In its quarterly Red Flag Alert, Begbies said 186,554 U.K. businesses face 'significant' or 'critical' financial problems compared with 161,601 a year earlier. The figure marks a 26% rise in financial distress compared with the fourth quarter of 2010.

The picture varies widely across sectors, with industries highly dependent on discretionary consumer spending suffering the worst. Distress was up by 68% on year in the bar and restaurant sector and 60% in the leisure and culture sector.
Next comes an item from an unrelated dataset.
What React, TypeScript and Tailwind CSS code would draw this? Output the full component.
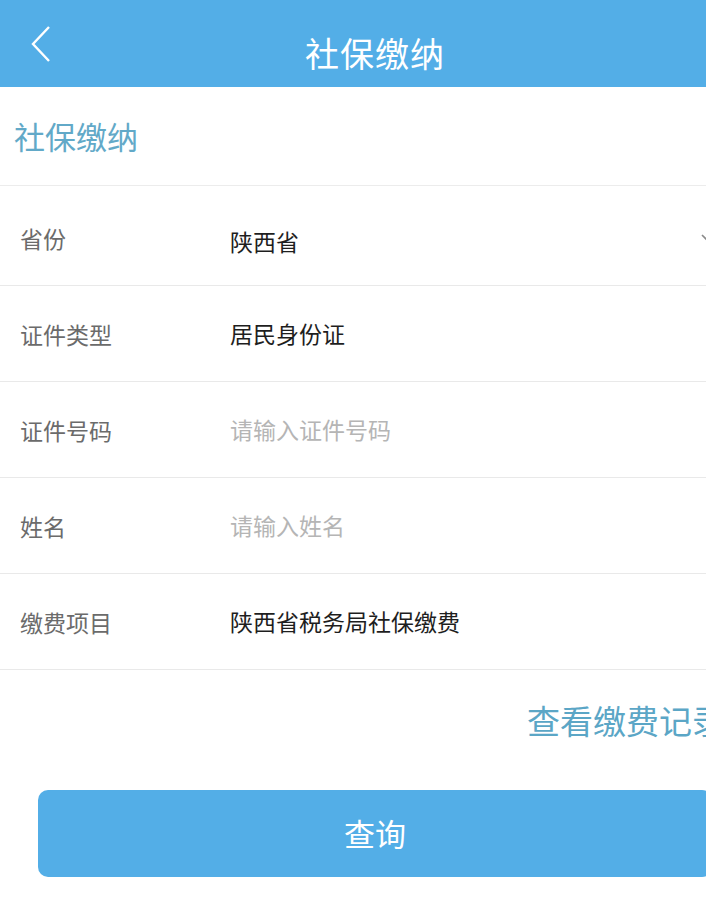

Professional services firms are also struggling, with the number facing significant or critical problems up 61%.

However, sectors less reliant on consumer confidence appear more robust, with signs of distress down 44% in food and beverage manufacturing.

"The figures show the number of U.K. companies facing 'critical' problems has risen year on year with significant increases across the leisure sector in particular. Compared with our figures for food retail which show little change, it seems likely that a fall in consumer confidence and spending power driven by anticipated job losses lies at the core of the leisure sector's troubles," said Begbies Executive Chairman Ric Traynor.

envirovision
13/4/2011
07:12
8000000 shares were dumped yesterday at 32p. Maybe that was the seller gone.